Abstract

Barth et al. (1999) document that firms sustaining a string of increasing earnings have higher price-earnings ratios and Myers et al. (2007) find such firms receive higher abnormal stock market returns during the string periods compared to firms not exhibiting this earnings pattern. The primary objective of the current study is to improve our understanding of how firms can maintain a consecutive string of increasing earnings. Most firms that have a string on increasing earnings do so by increasing revenues (Ghosh et al., 2005). Firms that maintain a string of earnings during periods of decreasing revenues must effectively manage costs to decrease their expenses sufficiently to increase earnings during those periods. Prior literature does not provide insights into the characteristics of firms and their market environments that allow them to maintain a string of consecutive earnings over periods that include both increasing and decreasing revenues.

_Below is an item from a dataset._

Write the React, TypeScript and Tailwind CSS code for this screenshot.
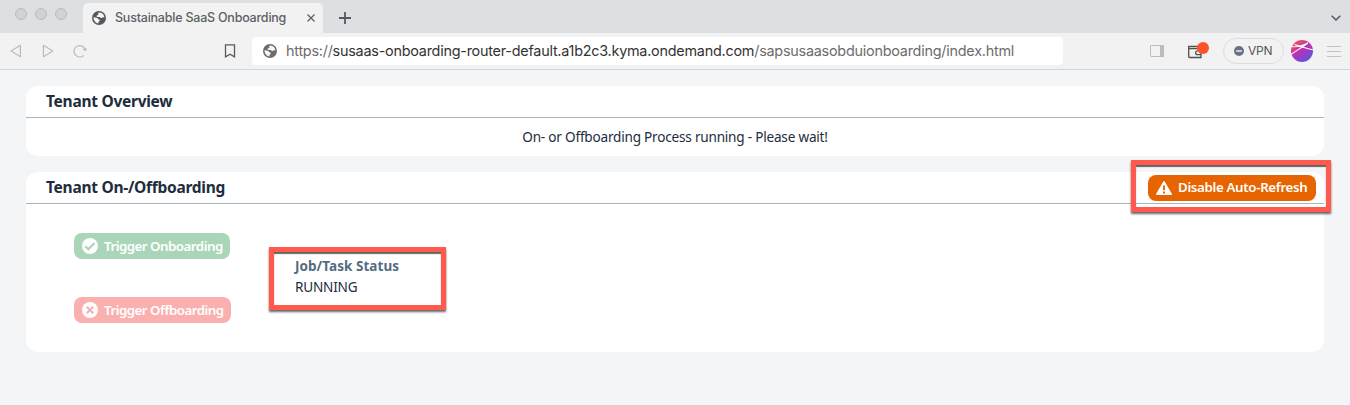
import type { ReactNode } from "react";

function Globe({ className }: { className: string }) {
  return (
    <svg viewBox="0 0 14 14" className={className}>
      <circle cx="7" cy="7" r="7" fill="currentColor" />
      <path d="M7.400 1.500C6.200 1.700 6 2.300 6.300 2.900c.3.600.1 1.100-.5 1.200-.8.200-1.300.500-1.200 1.200.1.600.6.700 1.400.7h1.700c.7 0 .8 1 1.500 1.100.8.100.9-.6 1.600-.8.500-.1 1.100.1 1.600.2A5.600 5.600 0 0 0 7.400 1.500z" fill="#f6f6f6" />
      <path d="M1.500 6.300c1.300.3 2.700.3 3.700.7.900.4.8 1.200 1.500 1.500.6.200 1.200.2 1.200.8 0 .8-1.200.9-1.400 1.700-.1.600.1 1-.3 1.400A5.700 5.700 0 0 1 1.500 6.300z" fill="#f6f6f6" />
    </svg>
  );
}

function TabStrip() {
  return (
    <div className="flex h-[33px] items-end bg-[#dce0e3]">
      <div className="flex h-full w-[83px] items-center gap-2 pb-[5px] pl-[15px]">
        {[0, 1, 2].map((n) => (
          <span key={n} className="size-3 rounded-full border border-[#b9bbbd] bg-[#d0d2d3]" />
        ))}
      </div>
      <div className="flex h-[30px] w-60 items-center rounded-t-[5px] bg-[#f2f2f2] pl-[9px] text-[#5d6165]">
        <Globe className="size-3.5 text-[#55595e]" />
        <span className="ml-[9px] w-[190px] whitespace-nowrap text-[12.5px] font-medium tracking-[-0.22px]">
          Sustainable SaaS Onboarding
        </span>
        <svg viewBox="0 0 8 8" className="ml-[2px] size-2 shrink-0" stroke="currentColor" strokeWidth="1.3">
          <path d="M.5.5l7 7M7.500.500l-7 7" />
        </svg>
      </div>
      <svg viewBox="0 0 12 12" className="mb-[9px] ml-4 size-3" stroke="#55595d" strokeWidth="1.8">
        <path d="M6 0v12M0 6h12" />
      </svg>
      <svg viewBox="0 0 10 6" className="mb-3 ml-auto mr-[9px] h-1.5 w-2.5" fill="none" stroke="#55595d" strokeWidth="1.5">
        <path d="M.7.7L5 5 9.300.700" />
      </svg>
    </div>
  );
}

function Toolbar() {
  return (
    <div className="flex h-[37px] items-center border-b border-[#d3d6d9] bg-[#f2f2f2]">
      <div className="flex w-[252px] items-center text-[#bbb]">
        <svg viewBox="0 0 12 14" className="ml-[10px] h-3.5 w-3" fill="none" stroke="currentColor" strokeWidth="1.200" strokeLinejoin="round">
          <path d="M10.400 1.300v11.400L1 7z" />
        </svg>
        <svg viewBox="0 0 12 14" className="ml-[20px] h-3.5 w-3" fill="none" stroke="currentColor" strokeWidth="1.200" strokeLinejoin="round">
          <path d="M1.400 1.300v11.400L10.800 7z" />
        </svg>
        <svg viewBox="0 0 14 14" className="ml-[19px] size-3.5" fill="none" stroke="currentColor" strokeWidth="1.200">
          <path d="M10.800 11.300A5.700 5.700 0 1 1 12.200 5.700" />
          <path d="M9.800 5.200l1.300 1.500 2.300-.2.300-2.500z" fill="currentColor" stroke="none" />
        </svg>
        <svg viewBox="0 0 12 14" className="ml-[137px] h-3.5 w-3" fill="none" stroke="#5a5a5a" strokeWidth="1.300">
          <path d="M1.500.8h9v12L6 10.200 1.500 12.800z" />
        </svg>
      </div>
      <div className="flex h-7 w-[811px] items-center rounded-[4px] bg-white pl-[11px]">
        <Globe className="size-[14px] text-[#6d6d6d]" />
        <span className="ml-[9px] whitespace-nowrap text-[14.400px] tracking-[-0.237px] text-[#6d6d6d]">
          https://<span className="text-[#333]">susaas-onboarding-router-default.a1b2c3.kyma.ondemand.com</span>
          /sapsusaasobduionboarding/index.html
        </span>
      </div>
      <svg viewBox="0 0 14 12" className="ml-[87px] h-3 w-3.5" fill="none" stroke="#bcbcbc">
        <rect x=".5" y=".5" width="13" height="11" rx=".6" />
        <path d="M10 0h4v12h-4z" fill="#bcbcbc" stroke="none" />
      </svg>
      <div className="relative ml-6 h-[17px] w-[22px]">
        <svg viewBox="0 0 22 17" className="h-[17px] w-[22px]" fill="none" stroke="#4f4f4f" strokeWidth="1.300">
          <path d="M.7 3.500h12.300v11H1.700a1 1 0 0 1-1-1zM.7 5.700h10M13 7.800H9.500a1.900 1.900 0 0 0 0 3.800H13" />
        </svg>
        <span className="absolute -top-px left-[9px] size-3 rounded-full bg-[#ff5226]" />
      </div>
      <div className="ml-[13px] flex h-[26px] w-[61px] items-center rounded-full border border-[#dddddf] pl-[10px]">
        <svg viewBox="0 0 10 10" className="size-2.5">
          <circle cx="5" cy="5" r="5" fill="#6b7088" />
          <path d="M2.200 5h5.600" stroke="#e8e9ee" strokeWidth="1.500" />
        </svg>
        <span className="ml-[4px] text-[12px] tracking-[-0.2px] text-[#55575c]">VPN</span>
      </div>
      <svg viewBox="0 0 22 22" className="ml-[7px] size-[22px]">
        <defs>
          <linearGradient id="avatar" x1=".1" y1="0" x2=".75" y2="1">
            <stop offset="0" stopColor="#fb5347" />
            <stop offset=".5" stopColor="#b832b8" />
            <stop offset="1" stopColor="#5a55df" />
          </linearGradient>
          <clipPath id="avatar-disc"><circle cx="11" cy="11" r="11" /></clipPath>
        </defs>
        <circle cx="11" cy="11" r="11" fill="url(#avatar)" />
        <path clipPath="url(#avatar-disc)" d="M0 14.500C5 11 10 8 17 3M3.500 4.500C9 6.500 15 8.700 22 9.700M0 6.500c5 .7 9 .7 17-3.500" fill="none" stroke="#fff" strokeWidth="1.100" />
      </svg>
      <svg viewBox="0 0 14 12" className="ml-[14px] h-3 w-3.5" stroke="#c2c2c2" strokeWidth="1.100">
        <path d="M0 1.500h14M0 6.500h14M0 11.500h14" />
      </svg>
    </div>
  );
}

function Card({ title, action, children, className }: { title: string; action?: ReactNode; children: ReactNode; className: string }) {
  return (
    <section className={`flex flex-col rounded-xl bg-white ${className}`}>
      <header className="flex h-8 shrink-0 items-center justify-between border-b border-[#a9b4be] pl-5 pr-2">
        <h2 className="whitespace-nowrap pb-0.5 text-[15.500px] font-bold leading-5 tracking-[-0.27px]">{title}</h2>
        {action}
      </header>
      {children}
    </section>
  );
}

const mark = "pointer-events-none absolute border-[5px] border-[#ff5a4d] shadow-[0_2px_2px_#0009,inset_0_2px_1px_#0009]";

export default function App() {
  return (
    <div className="h-[405px] w-[1350px] overflow-hidden bg-[#f4f5f7] font-['Noto_Sans',sans-serif] text-[#1d2d3e]">
      <div className="font-[Inter,sans-serif]">
        <TabStrip />
        <Toolbar />
      </div>
      <main className="flex flex-col gap-4 px-[26px] pt-4">
        <Card title="Tenant Overview" className="h-[70px]">
          <p className="flex flex-1 items-center justify-center text-[13.600px]">
            <span className="whitespace-nowrap tracking-[-0.22px]">On- or Offboarding Process running - Please wait!</span>
          </p>
        </Card>
        <Card
          title="Tenant On-/Offboarding"
          className="h-[180px]"
          action={
            <div className="relative">
              <button className="flex h-[26px] w-[168px] items-center rounded-lg bg-[#e76500] pl-2 text-white">
                <svg viewBox="0 0 16 14" className="h-3.5 w-4 shrink-0">
                  <path d="M8 .8L15.200 13.200H.8z" fill="#fff" stroke="#fff" strokeWidth="1.500" strokeLinejoin="round" />
                  <path d="M8 4.500v4.700M8 10.600v1.800" stroke="#e76500" strokeWidth="1.900" />
                </svg>
                <span className="ml-1.5 whitespace-nowrap pt-px text-[13.300px] font-semibold tracking-[-0.33px]">Disable Auto-Refresh</span>
              </button>
              <span className={`${mark} -left-[17px] -top-[15px] h-[52px] w-[200px]`} />
            </div>
          }
        >
          <div className="flex pl-12 pt-[29px]">
            <div className="flex w-[221px] flex-col items-start gap-[38px]">
              <button className="flex h-[26px] w-[156px] items-center rounded-lg bg-[#abd5b9] pl-2 text-white">
                <svg viewBox="0 0 16 16" className="size-4 shrink-0">
                  <circle cx="8" cy="8" r="8" fill="#fff" />
                  <path d="M3.300 8.300l3 3L12.600 5" fill="none" stroke="#abd5b9" strokeWidth="2" />
                </svg>
                <span className="ml-1.5 whitespace-nowrap pt-px text-[13.300px] font-semibold tracking-[-0.5px]">Trigger Onboarding</span>
              </button>
              <button className="flex h-[26px] w-[157px] items-center rounded-lg bg-[#fbb0b0] pl-2 text-white">
                <svg viewBox="0 0 16 16" className="size-4 shrink-0">
                  <circle cx="8" cy="8" r="8" fill="#fff" />
                  <path d="M4.800 4.800l6.400 6.400M11.200 4.800l-6.400 6.400" stroke="#fbb0b0" strokeWidth="2.200" />
                </svg>
                <span className="ml-1.5 whitespace-nowrap pt-px text-[13.300px] font-semibold tracking-[-0.5px]">Trigger Offboarding</span>
              </button>
            </div>
            <div className="relative pt-[23px] leading-[21px]">
              <div className="whitespace-nowrap text-[13.500px] font-bold tracking-[0.05px] text-[#556b82]">Job/Task Status</div>
              <div className="-mt-px text-[13.600px] tracking-[-0.22px]">RUNNING</div>
              <span className={`${mark} -left-[26px] top-[14px] h-[63px] w-[177px]`} />
            </div>
          </div>
        </Card>
      </main>
    </div>
  );
}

This paper contributes to filling that gap in the literature using large data and shows that cost flexibility is an important factor associated with a firm that can maintain a string of increasing earnings and finds that demand uncertainty for a firm’s products is inversely related to a firm’s ability to maintain a string of increasing earnings. In addition, an examination of the asymmetric cost behavior of the firms that experience at least one sales decrease during a consecutive string of increasing earnings indicates that these firms are associated with anti-sticky cost behavior during the string periods and exhibit sticky costs when the string ends.